DATA PROVIDED:
━━━━━━━━━━━━━━━━━━━━━━━━━━━━━━
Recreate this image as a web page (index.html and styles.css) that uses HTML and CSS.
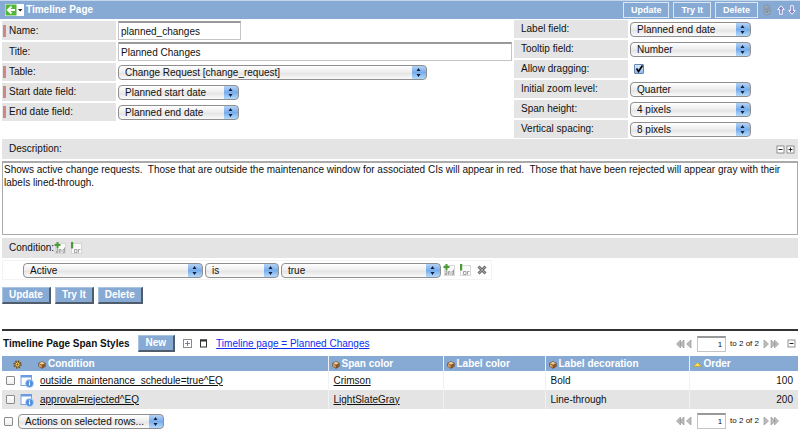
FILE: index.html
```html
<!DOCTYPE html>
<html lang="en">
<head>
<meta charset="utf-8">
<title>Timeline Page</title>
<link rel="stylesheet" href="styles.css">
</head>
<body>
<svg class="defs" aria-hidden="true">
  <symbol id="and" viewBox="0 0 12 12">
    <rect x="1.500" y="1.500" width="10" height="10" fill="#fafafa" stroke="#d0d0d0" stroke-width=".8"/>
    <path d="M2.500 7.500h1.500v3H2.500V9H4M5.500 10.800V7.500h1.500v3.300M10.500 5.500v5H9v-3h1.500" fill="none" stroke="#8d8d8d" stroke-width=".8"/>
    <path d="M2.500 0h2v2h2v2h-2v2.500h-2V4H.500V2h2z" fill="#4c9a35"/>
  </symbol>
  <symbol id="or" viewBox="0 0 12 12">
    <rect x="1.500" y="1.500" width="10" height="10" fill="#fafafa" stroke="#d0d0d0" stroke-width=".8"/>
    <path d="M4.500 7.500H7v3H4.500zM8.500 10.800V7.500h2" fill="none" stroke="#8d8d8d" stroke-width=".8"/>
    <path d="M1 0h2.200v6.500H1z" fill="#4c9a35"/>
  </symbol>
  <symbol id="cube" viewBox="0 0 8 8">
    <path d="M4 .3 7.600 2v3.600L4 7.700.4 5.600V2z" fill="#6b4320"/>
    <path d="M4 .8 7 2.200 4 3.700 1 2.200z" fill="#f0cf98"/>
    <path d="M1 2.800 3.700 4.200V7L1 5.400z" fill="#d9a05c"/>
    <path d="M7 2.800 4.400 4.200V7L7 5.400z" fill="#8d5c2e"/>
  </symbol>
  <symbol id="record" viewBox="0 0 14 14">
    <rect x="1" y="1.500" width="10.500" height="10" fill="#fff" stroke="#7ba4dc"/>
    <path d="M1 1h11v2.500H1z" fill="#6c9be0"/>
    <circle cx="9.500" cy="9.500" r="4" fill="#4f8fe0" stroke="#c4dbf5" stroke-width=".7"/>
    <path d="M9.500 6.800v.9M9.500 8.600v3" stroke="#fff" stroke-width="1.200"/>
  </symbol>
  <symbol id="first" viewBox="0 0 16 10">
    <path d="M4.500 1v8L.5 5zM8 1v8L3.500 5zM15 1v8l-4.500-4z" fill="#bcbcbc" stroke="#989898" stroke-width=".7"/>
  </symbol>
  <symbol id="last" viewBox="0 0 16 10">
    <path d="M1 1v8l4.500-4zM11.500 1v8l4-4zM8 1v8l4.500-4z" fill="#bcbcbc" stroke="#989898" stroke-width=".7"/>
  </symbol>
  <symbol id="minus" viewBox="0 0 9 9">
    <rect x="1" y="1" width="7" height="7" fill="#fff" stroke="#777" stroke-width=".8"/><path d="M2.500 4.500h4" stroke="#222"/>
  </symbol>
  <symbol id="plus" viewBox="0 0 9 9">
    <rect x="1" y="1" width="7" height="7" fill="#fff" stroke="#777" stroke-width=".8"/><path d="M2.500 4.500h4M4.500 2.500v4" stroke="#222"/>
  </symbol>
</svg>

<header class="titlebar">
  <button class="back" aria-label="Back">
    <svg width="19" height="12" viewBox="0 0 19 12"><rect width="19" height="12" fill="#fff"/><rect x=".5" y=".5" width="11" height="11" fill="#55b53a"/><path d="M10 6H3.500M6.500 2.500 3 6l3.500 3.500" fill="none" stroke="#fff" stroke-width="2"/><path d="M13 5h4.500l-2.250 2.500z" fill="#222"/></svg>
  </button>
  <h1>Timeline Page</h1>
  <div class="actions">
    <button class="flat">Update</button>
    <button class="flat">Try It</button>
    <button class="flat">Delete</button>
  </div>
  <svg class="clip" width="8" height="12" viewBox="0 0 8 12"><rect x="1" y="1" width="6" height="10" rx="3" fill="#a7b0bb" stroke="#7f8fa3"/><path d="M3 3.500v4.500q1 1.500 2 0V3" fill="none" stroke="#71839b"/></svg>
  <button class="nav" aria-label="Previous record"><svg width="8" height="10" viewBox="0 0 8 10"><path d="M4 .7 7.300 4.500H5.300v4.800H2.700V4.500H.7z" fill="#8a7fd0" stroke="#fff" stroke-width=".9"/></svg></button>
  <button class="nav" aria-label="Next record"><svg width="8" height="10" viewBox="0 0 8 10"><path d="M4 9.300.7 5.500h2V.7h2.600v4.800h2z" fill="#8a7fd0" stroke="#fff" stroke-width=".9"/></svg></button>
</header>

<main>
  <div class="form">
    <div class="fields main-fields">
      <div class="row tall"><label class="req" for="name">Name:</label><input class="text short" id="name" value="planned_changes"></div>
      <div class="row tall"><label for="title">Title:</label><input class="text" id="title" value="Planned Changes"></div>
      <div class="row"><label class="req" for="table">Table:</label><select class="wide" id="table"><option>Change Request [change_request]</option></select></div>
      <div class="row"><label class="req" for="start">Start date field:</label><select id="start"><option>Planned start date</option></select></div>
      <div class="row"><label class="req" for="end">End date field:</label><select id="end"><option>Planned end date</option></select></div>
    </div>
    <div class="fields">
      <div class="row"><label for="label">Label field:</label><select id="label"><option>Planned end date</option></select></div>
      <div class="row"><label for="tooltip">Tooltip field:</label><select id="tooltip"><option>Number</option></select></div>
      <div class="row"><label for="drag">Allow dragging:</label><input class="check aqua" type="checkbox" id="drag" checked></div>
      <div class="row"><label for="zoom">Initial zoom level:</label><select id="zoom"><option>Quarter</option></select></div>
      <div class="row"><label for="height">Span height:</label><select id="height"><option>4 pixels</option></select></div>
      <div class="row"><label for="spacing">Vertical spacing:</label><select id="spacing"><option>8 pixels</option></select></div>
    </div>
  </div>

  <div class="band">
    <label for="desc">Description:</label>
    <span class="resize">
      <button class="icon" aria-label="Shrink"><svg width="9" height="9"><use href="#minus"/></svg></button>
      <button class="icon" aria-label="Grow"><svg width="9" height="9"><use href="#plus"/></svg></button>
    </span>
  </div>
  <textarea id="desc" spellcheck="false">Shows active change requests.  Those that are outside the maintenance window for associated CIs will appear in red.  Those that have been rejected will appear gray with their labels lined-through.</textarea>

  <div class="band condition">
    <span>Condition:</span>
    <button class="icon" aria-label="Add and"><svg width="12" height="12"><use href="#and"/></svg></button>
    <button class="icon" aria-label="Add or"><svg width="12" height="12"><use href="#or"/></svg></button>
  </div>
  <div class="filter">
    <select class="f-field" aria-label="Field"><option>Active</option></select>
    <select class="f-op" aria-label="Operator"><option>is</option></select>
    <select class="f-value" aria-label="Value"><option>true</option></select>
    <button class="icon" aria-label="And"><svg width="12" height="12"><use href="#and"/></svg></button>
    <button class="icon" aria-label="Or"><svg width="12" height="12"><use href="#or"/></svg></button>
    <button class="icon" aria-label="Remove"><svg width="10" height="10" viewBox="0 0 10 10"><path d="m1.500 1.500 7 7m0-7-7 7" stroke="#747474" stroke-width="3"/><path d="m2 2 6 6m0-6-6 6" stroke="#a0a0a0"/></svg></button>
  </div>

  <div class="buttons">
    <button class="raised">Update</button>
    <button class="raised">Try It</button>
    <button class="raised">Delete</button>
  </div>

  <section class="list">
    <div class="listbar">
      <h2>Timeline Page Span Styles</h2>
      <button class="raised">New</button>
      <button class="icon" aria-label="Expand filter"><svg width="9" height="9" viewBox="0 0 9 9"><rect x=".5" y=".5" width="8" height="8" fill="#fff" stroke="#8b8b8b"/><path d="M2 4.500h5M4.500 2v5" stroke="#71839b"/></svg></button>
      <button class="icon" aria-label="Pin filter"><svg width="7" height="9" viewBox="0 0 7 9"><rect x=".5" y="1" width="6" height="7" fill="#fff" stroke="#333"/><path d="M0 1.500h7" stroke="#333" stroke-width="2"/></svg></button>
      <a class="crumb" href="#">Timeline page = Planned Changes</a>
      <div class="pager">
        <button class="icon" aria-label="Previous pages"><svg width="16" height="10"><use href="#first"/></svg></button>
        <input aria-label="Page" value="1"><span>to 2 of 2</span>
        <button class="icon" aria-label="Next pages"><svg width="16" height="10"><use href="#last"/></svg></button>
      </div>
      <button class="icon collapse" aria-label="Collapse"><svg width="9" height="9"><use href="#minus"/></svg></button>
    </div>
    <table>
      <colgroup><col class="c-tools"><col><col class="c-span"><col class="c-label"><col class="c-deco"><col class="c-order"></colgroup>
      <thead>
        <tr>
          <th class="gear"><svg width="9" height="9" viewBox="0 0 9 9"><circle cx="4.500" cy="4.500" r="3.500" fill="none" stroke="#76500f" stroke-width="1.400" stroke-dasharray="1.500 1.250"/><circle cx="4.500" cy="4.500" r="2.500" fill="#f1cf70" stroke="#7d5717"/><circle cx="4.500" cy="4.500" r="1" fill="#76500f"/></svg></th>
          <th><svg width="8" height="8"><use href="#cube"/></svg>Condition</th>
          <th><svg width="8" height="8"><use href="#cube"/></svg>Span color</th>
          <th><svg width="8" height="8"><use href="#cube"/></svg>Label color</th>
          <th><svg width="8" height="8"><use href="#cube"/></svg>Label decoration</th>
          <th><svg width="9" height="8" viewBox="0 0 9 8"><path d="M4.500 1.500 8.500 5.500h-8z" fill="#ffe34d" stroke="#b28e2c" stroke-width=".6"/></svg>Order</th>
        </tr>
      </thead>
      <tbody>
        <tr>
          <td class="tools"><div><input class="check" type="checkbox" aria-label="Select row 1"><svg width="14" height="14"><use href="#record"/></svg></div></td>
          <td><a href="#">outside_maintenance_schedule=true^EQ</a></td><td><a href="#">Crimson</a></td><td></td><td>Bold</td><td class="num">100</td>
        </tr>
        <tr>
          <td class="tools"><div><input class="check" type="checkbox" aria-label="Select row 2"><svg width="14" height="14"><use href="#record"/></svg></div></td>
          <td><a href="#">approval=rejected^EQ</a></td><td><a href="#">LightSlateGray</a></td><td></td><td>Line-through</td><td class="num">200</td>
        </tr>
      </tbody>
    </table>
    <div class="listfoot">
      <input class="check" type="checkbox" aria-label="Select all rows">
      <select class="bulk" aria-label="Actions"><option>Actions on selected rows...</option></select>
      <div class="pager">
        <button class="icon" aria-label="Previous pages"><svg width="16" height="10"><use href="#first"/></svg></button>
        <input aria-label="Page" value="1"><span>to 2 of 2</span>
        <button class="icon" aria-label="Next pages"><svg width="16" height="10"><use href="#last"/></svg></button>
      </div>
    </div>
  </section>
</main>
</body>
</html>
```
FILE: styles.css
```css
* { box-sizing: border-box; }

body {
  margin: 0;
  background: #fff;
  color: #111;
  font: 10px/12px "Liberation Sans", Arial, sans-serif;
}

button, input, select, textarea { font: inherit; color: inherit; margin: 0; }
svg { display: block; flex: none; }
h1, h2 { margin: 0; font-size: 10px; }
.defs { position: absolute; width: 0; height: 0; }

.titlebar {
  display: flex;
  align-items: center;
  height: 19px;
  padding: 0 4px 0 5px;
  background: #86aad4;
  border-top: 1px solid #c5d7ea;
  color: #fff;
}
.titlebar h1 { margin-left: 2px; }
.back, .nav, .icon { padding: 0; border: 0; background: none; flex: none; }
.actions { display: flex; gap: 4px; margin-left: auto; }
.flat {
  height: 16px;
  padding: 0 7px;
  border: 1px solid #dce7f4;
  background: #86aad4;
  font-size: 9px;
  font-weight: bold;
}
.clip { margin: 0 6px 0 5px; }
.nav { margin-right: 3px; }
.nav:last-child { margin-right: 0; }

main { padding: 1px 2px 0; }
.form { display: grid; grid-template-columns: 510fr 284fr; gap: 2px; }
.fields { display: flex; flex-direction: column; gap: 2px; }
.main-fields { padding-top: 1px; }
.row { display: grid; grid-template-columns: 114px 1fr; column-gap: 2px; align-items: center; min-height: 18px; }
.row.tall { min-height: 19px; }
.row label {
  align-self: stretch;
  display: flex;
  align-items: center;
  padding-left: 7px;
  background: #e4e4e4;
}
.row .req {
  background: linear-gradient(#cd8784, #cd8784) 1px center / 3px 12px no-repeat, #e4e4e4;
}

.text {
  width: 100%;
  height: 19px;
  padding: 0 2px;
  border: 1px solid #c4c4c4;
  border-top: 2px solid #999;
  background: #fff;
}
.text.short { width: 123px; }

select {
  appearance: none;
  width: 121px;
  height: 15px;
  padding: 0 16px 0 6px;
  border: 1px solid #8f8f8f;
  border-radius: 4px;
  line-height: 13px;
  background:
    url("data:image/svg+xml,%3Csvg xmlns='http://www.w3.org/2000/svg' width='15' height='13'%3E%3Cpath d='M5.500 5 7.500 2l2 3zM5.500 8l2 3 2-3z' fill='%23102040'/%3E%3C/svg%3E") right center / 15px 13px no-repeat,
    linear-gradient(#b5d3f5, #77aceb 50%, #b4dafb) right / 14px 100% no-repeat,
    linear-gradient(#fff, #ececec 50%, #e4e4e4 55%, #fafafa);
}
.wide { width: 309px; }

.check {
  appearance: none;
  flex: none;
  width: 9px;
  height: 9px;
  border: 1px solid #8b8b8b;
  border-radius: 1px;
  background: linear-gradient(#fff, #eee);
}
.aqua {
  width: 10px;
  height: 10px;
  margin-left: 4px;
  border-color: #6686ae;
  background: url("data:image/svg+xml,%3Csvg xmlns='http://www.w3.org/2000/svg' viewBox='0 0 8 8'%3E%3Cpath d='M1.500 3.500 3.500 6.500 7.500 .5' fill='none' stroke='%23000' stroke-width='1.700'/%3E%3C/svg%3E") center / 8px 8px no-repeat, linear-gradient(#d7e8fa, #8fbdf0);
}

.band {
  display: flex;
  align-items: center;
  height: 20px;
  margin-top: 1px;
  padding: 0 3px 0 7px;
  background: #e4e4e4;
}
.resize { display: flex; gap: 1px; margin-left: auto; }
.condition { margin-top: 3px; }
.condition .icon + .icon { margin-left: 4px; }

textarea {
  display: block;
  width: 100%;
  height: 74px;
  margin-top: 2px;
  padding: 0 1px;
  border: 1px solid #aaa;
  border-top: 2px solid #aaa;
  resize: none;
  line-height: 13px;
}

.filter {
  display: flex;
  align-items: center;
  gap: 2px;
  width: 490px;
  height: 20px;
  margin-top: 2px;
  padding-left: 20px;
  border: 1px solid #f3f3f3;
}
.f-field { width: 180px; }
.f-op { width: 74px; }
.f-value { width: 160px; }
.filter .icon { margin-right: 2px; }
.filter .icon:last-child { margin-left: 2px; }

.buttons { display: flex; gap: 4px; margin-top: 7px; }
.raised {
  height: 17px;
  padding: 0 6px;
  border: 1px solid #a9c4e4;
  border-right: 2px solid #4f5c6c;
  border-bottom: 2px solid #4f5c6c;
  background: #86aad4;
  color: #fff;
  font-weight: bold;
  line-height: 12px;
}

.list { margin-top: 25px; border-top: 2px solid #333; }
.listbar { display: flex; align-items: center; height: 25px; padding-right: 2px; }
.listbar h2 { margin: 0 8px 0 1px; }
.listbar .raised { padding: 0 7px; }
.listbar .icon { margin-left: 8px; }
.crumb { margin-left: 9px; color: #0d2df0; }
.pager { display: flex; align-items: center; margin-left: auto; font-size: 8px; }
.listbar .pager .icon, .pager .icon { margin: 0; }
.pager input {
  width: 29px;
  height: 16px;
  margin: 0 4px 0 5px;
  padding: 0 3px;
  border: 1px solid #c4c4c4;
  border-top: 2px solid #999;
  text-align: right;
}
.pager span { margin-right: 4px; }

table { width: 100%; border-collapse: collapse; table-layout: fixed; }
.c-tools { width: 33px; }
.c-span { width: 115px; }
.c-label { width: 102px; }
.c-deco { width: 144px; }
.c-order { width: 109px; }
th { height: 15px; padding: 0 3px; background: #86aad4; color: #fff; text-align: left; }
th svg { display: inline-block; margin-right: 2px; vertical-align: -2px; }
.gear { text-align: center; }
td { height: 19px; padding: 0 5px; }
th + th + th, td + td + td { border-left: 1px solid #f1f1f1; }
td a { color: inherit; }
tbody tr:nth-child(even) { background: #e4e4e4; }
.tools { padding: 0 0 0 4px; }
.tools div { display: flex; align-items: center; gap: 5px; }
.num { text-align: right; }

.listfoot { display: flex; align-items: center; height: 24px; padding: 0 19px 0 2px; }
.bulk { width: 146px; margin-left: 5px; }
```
━━━━━━━━━━━━━━━━━━━━━━━━━━━━━━
WHAT THIS TASK INVOLVES:
Give only the number of lines in the material above where the string "that" appears.

CORRECT RESPONSE:
2